Start of Dataset section
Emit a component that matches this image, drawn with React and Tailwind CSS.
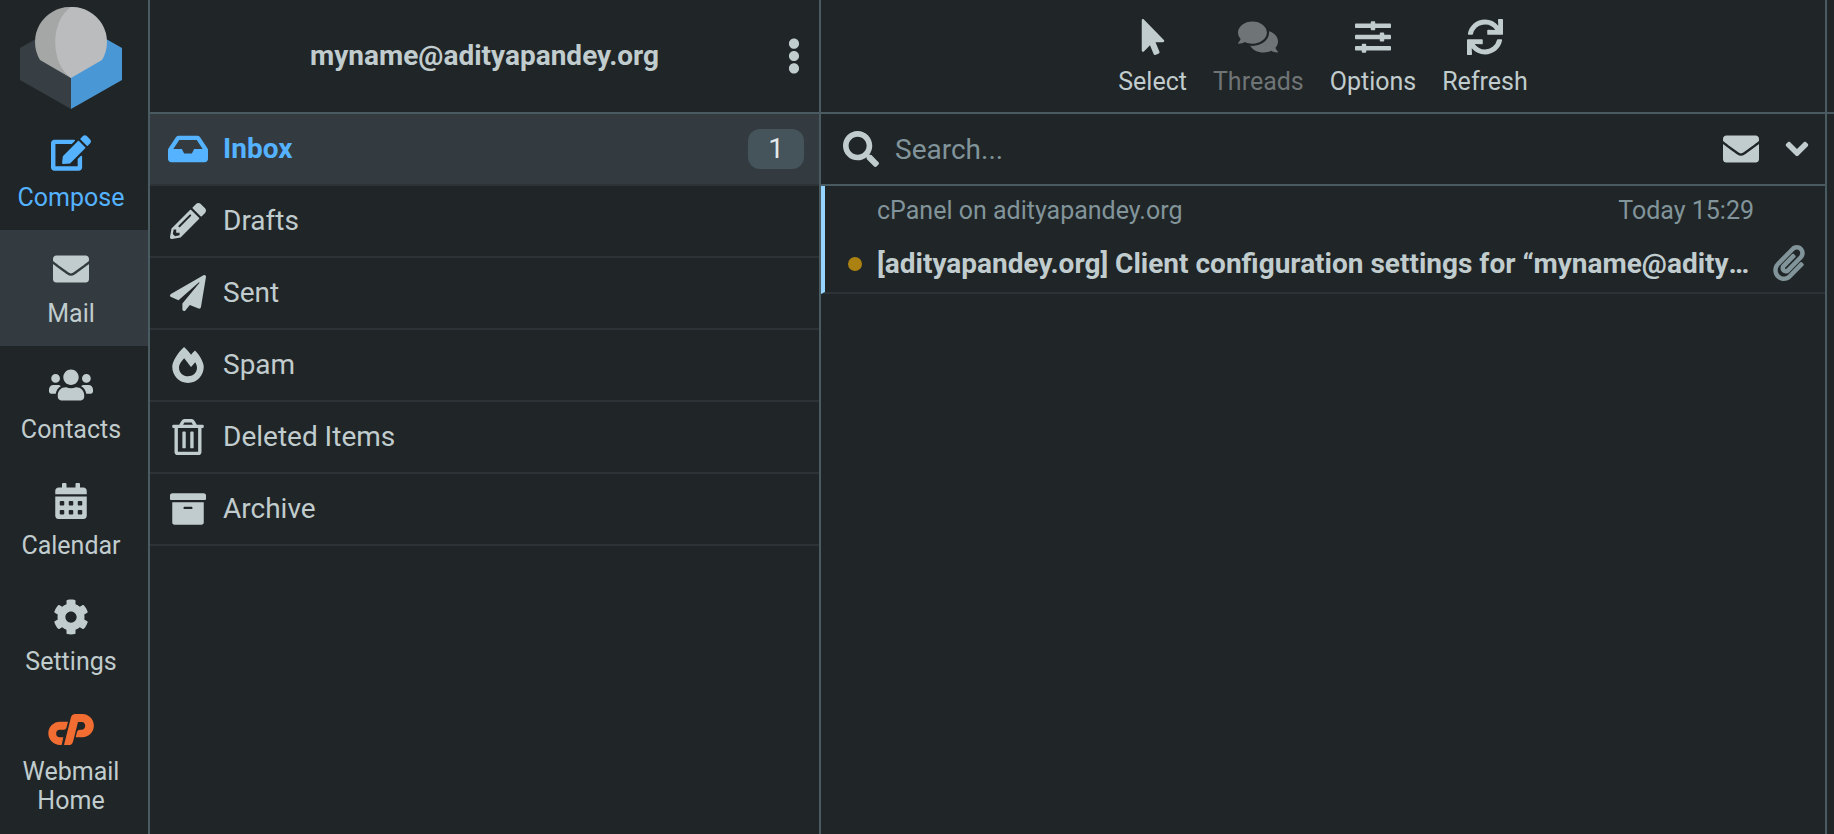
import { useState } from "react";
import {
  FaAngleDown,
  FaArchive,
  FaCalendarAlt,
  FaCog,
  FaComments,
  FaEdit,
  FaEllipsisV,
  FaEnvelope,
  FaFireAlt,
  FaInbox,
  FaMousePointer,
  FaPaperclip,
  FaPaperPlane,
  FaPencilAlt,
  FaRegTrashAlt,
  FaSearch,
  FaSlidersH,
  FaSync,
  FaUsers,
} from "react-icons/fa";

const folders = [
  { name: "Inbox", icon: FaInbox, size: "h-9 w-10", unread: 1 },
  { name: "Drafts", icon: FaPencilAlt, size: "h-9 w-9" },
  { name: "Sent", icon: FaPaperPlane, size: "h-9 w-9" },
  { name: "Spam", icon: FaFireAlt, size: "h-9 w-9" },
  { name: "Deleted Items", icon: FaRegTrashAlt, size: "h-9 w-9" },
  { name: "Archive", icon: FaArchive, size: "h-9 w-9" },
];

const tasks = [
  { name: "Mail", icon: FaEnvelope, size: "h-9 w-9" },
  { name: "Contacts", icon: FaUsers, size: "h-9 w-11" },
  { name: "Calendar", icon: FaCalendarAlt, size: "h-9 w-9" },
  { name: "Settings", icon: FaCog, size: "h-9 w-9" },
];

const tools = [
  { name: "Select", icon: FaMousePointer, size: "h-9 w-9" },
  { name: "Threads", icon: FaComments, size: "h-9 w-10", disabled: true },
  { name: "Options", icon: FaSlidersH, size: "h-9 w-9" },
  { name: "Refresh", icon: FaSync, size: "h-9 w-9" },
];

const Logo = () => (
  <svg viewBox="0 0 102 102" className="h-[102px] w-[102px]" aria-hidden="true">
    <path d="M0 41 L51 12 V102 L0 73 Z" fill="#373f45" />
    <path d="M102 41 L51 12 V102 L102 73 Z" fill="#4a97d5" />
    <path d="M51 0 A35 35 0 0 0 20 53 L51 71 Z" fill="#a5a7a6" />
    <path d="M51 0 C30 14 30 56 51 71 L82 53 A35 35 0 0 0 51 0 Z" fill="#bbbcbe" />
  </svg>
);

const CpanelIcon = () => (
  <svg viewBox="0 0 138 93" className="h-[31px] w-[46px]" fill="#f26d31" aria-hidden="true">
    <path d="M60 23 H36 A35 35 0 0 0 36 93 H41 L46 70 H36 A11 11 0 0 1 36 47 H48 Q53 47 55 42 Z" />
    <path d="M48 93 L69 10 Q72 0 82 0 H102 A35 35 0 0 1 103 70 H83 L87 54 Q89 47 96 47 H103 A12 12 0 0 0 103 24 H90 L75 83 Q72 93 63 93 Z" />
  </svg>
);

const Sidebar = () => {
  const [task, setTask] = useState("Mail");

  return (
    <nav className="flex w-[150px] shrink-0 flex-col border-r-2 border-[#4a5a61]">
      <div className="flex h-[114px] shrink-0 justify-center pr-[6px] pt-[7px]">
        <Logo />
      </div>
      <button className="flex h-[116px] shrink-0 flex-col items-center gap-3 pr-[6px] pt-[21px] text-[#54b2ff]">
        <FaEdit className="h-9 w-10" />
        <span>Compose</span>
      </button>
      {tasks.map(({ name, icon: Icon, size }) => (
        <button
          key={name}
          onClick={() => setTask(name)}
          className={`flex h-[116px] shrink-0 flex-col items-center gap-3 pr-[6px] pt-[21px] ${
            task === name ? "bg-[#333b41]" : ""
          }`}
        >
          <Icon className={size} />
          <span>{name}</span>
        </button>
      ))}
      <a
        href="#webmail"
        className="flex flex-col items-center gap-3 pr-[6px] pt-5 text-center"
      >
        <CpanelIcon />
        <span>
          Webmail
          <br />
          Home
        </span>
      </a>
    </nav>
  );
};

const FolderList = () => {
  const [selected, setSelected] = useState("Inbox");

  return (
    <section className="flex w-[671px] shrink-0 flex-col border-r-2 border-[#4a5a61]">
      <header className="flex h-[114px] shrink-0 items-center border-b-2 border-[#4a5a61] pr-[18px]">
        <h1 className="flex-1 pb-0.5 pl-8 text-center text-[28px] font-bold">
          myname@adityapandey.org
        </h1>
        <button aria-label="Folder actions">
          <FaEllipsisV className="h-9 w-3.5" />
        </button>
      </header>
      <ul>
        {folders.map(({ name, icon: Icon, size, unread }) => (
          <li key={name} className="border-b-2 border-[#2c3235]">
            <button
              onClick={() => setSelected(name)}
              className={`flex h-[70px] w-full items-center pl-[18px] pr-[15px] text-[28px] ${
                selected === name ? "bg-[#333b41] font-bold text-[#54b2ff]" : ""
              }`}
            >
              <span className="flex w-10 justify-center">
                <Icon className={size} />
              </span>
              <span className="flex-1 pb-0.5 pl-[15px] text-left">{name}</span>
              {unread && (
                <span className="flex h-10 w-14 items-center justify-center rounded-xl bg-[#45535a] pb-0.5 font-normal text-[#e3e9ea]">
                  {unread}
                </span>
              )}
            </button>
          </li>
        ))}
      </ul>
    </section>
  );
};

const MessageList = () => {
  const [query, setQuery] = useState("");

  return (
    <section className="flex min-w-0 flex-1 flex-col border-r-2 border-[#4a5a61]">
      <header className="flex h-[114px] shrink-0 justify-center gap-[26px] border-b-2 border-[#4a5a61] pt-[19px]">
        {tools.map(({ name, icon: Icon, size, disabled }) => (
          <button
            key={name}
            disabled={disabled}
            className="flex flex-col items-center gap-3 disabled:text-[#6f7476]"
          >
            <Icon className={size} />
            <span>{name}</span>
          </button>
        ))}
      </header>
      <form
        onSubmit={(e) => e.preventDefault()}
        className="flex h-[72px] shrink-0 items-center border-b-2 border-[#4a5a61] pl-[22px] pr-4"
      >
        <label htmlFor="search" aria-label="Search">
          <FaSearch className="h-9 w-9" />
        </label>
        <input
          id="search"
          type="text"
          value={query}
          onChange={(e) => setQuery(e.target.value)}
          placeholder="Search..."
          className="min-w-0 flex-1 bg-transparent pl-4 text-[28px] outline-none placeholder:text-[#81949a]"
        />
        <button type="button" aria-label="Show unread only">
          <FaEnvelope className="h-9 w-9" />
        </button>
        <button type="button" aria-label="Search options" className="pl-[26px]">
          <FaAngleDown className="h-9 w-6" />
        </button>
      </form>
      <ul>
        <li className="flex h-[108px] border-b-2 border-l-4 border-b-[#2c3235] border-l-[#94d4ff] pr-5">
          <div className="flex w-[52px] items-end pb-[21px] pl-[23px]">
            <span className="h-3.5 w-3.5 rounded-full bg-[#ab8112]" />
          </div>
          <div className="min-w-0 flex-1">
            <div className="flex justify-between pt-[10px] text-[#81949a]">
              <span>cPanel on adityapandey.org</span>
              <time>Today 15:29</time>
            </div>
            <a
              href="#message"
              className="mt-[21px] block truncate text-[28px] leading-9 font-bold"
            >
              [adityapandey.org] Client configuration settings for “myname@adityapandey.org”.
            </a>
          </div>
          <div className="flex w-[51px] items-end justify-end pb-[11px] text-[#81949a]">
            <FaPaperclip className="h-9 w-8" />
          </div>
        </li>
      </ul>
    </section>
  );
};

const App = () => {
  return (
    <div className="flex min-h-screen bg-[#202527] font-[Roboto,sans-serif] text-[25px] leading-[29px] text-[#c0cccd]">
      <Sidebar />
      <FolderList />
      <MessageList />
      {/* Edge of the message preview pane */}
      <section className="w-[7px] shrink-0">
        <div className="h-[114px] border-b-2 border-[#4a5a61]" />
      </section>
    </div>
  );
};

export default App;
End of Dataset section
• Problem details
All of the data above should be transcribed verbatim, with pictures omitted.

• The output
Emit a component that matches this image, drawn with React and Tailwind CSS.
import { useState } from "react";
import {
  FaAngleDown,
  FaArchive,
  FaCalendarAlt,
  FaCog,
  FaComments,
  FaEdit,
  FaEllipsisV,
  FaEnvelope,
  FaFireAlt,
  FaInbox,
  FaMousePointer,
  FaPaperclip,
  FaPaperPlane,
  FaPencilAlt,
  FaRegTrashAlt,
  FaSearch,
  FaSlidersH,
  FaSync,
  FaUsers,
} from "react-icons/fa";

const folders = [
  { name: "Inbox", icon: FaInbox, size: "h-9 w-10", unread: 1 },
  { name: "Drafts", icon: FaPencilAlt, size: "h-9 w-9" },
  { name: "Sent", icon: FaPaperPlane, size: "h-9 w-9" },
  { name: "Spam", icon: FaFireAlt, size: "h-9 w-9" },
  { name: "Deleted Items", icon: FaRegTrashAlt, size: "h-9 w-9" },
  { name: "Archive", icon: FaArchive, size: "h-9 w-9" },
];

const tasks = [
  { name: "Mail", icon: FaEnvelope, size: "h-9 w-9" },
  { name: "Contacts", icon: FaUsers, size: "h-9 w-11" },
  { name: "Calendar", icon: FaCalendarAlt, size: "h-9 w-9" },
  { name: "Settings", icon: FaCog, size: "h-9 w-9" },
];

const tools = [
  { name: "Select", icon: FaMousePointer, size: "h-9 w-9" },
  { name: "Threads", icon: FaComments, size: "h-9 w-10", disabled: true },
  { name: "Options", icon: FaSlidersH, size: "h-9 w-9" },
  { name: "Refresh", icon: FaSync, size: "h-9 w-9" },
];

const Logo = () => (
  <svg viewBox="0 0 102 102" className="h-[102px] w-[102px]" aria-hidden="true">
    <path d="M0 41 L51 12 V102 L0 73 Z" fill="#373f45" />
    <path d="M102 41 L51 12 V102 L102 73 Z" fill="#4a97d5" />
    <path d="M51 0 A35 35 0 0 0 20 53 L51 71 Z" fill="#a5a7a6" />
    <path d="M51 0 C30 14 30 56 51 71 L82 53 A35 35 0 0 0 51 0 Z" fill="#bbbcbe" />
  </svg>
);

const CpanelIcon = () => (
  <svg viewBox="0 0 138 93" className="h-[31px] w-[46px]" fill="#f26d31" aria-hidden="true">
    <path d="M60 23 H36 A35 35 0 0 0 36 93 H41 L46 70 H36 A11 11 0 0 1 36 47 H48 Q53 47 55 42 Z" />
    <path d="M48 93 L69 10 Q72 0 82 0 H102 A35 35 0 0 1 103 70 H83 L87 54 Q89 47 96 47 H103 A12 12 0 0 0 103 24 H90 L75 83 Q72 93 63 93 Z" />
  </svg>
);

const Sidebar = () => {
  const [task, setTask] = useState("Mail");

  return (
    <nav className="flex w-[150px] shrink-0 flex-col border-r-2 border-[#4a5a61]">
      <div className="flex h-[114px] shrink-0 justify-center pr-[6px] pt-[7px]">
        <Logo />
      </div>
      <button className="flex h-[116px] shrink-0 flex-col items-center gap-3 pr-[6px] pt-[21px] text-[#54b2ff]">
        <FaEdit className="h-9 w-10" />
        <span>Compose</span>
      </button>
      {tasks.map(({ name, icon: Icon, size }) => (
        <button
          key={name}
          onClick={() => setTask(name)}
          className={`flex h-[116px] shrink-0 flex-col items-center gap-3 pr-[6px] pt-[21px] ${
            task === name ? "bg-[#333b41]" : ""
          }`}
        >
          <Icon className={size} />
          <span>{name}</span>
        </button>
      ))}
      <a
        href="#webmail"
        className="flex flex-col items-center gap-3 pr-[6px] pt-5 text-center"
      >
        <CpanelIcon />
        <span>
          Webmail
          <br />
          Home
        </span>
      </a>
    </nav>
  );
};

const FolderList = () => {
  const [selected, setSelected] = useState("Inbox");

  return (
    <section className="flex w-[671px] shrink-0 flex-col border-r-2 border-[#4a5a61]">
      <header className="flex h-[114px] shrink-0 items-center border-b-2 border-[#4a5a61] pr-[18px]">
        <h1 className="flex-1 pb-0.5 pl-8 text-center text-[28px] font-bold">
          myname@adityapandey.org
        </h1>
        <button aria-label="Folder actions">
          <FaEllipsisV className="h-9 w-3.5" />
        </button>
      </header>
      <ul>
        {folders.map(({ name, icon: Icon, size, unread }) => (
          <li key={name} className="border-b-2 border-[#2c3235]">
            <button
              onClick={() => setSelected(name)}
              className={`flex h-[70px] w-full items-center pl-[18px] pr-[15px] text-[28px] ${
                selected === name ? "bg-[#333b41] font-bold text-[#54b2ff]" : ""
              }`}
            >
              <span className="flex w-10 justify-center">
                <Icon className={size} />
              </span>
              <span className="flex-1 pb-0.5 pl-[15px] text-left">{name}</span>
              {unread && (
                <span className="flex h-10 w-14 items-center justify-center rounded-xl bg-[#45535a] pb-0.5 font-normal text-[#e3e9ea]">
                  {unread}
                </span>
              )}
            </button>
          </li>
        ))}
      </ul>
    </section>
  );
};

const MessageList = () => {
  const [query, setQuery] = useState("");

  return (
    <section className="flex min-w-0 flex-1 flex-col border-r-2 border-[#4a5a61]">
      <header className="flex h-[114px] shrink-0 justify-center gap-[26px] border-b-2 border-[#4a5a61] pt-[19px]">
        {tools.map(({ name, icon: Icon, size, disabled }) => (
          <button
            key={name}
            disabled={disabled}
            className="flex flex-col items-center gap-3 disabled:text-[#6f7476]"
          >
            <Icon className={size} />
            <span>{name}</span>
          </button>
        ))}
      </header>
      <form
        onSubmit={(e) => e.preventDefault()}
        className="flex h-[72px] shrink-0 items-center border-b-2 border-[#4a5a61] pl-[22px] pr-4"
      >
        <label htmlFor="search" aria-label="Search">
          <FaSearch className="h-9 w-9" />
        </label>
        <input
          id="search"
          type="text"
          value={query}
          onChange={(e) => setQuery(e.target.value)}
          placeholder="Search..."
          className="min-w-0 flex-1 bg-transparent pl-4 text-[28px] outline-none placeholder:text-[#81949a]"
        />
        <button type="button" aria-label="Show unread only">
          <FaEnvelope className="h-9 w-9" />
        </button>
        <button type="button" aria-label="Search options" className="pl-[26px]">
          <FaAngleDown className="h-9 w-6" />
        </button>
      </form>
      <ul>
        <li className="flex h-[108px] border-b-2 border-l-4 border-b-[#2c3235] border-l-[#94d4ff] pr-5">
          <div className="flex w-[52px] items-end pb-[21px] pl-[23px]">
            <span className="h-3.5 w-3.5 rounded-full bg-[#ab8112]" />
          </div>
          <div className="min-w-0 flex-1">
            <div className="flex justify-between pt-[10px] text-[#81949a]">
              <span>cPanel on adityapandey.org</span>
              <time>Today 15:29</time>
            </div>
            <a
              href="#message"
              className="mt-[21px] block truncate text-[28px] leading-9 font-bold"
            >
              [adityapandey.org] Client configuration settings for “myname@adityapandey.org”.
            </a>
          </div>
          <div className="flex w-[51px] items-end justify-end pb-[11px] text-[#81949a]">
            <FaPaperclip className="h-9 w-8" />
          </div>
        </li>
      </ul>
    </section>
  );
};

const App = () => {
  return (
    <div className="flex min-h-screen bg-[#202527] font-[Roboto,sans-serif] text-[25px] leading-[29px] text-[#c0cccd]">
      <Sidebar />
      <FolderList />
      <MessageList />
      {/* Edge of the message preview pane */}
      <section className="w-[7px] shrink-0">
        <div className="h-[114px] border-b-2 border-[#4a5a61]" />
      </section>
    </div>
  );
};

export default App;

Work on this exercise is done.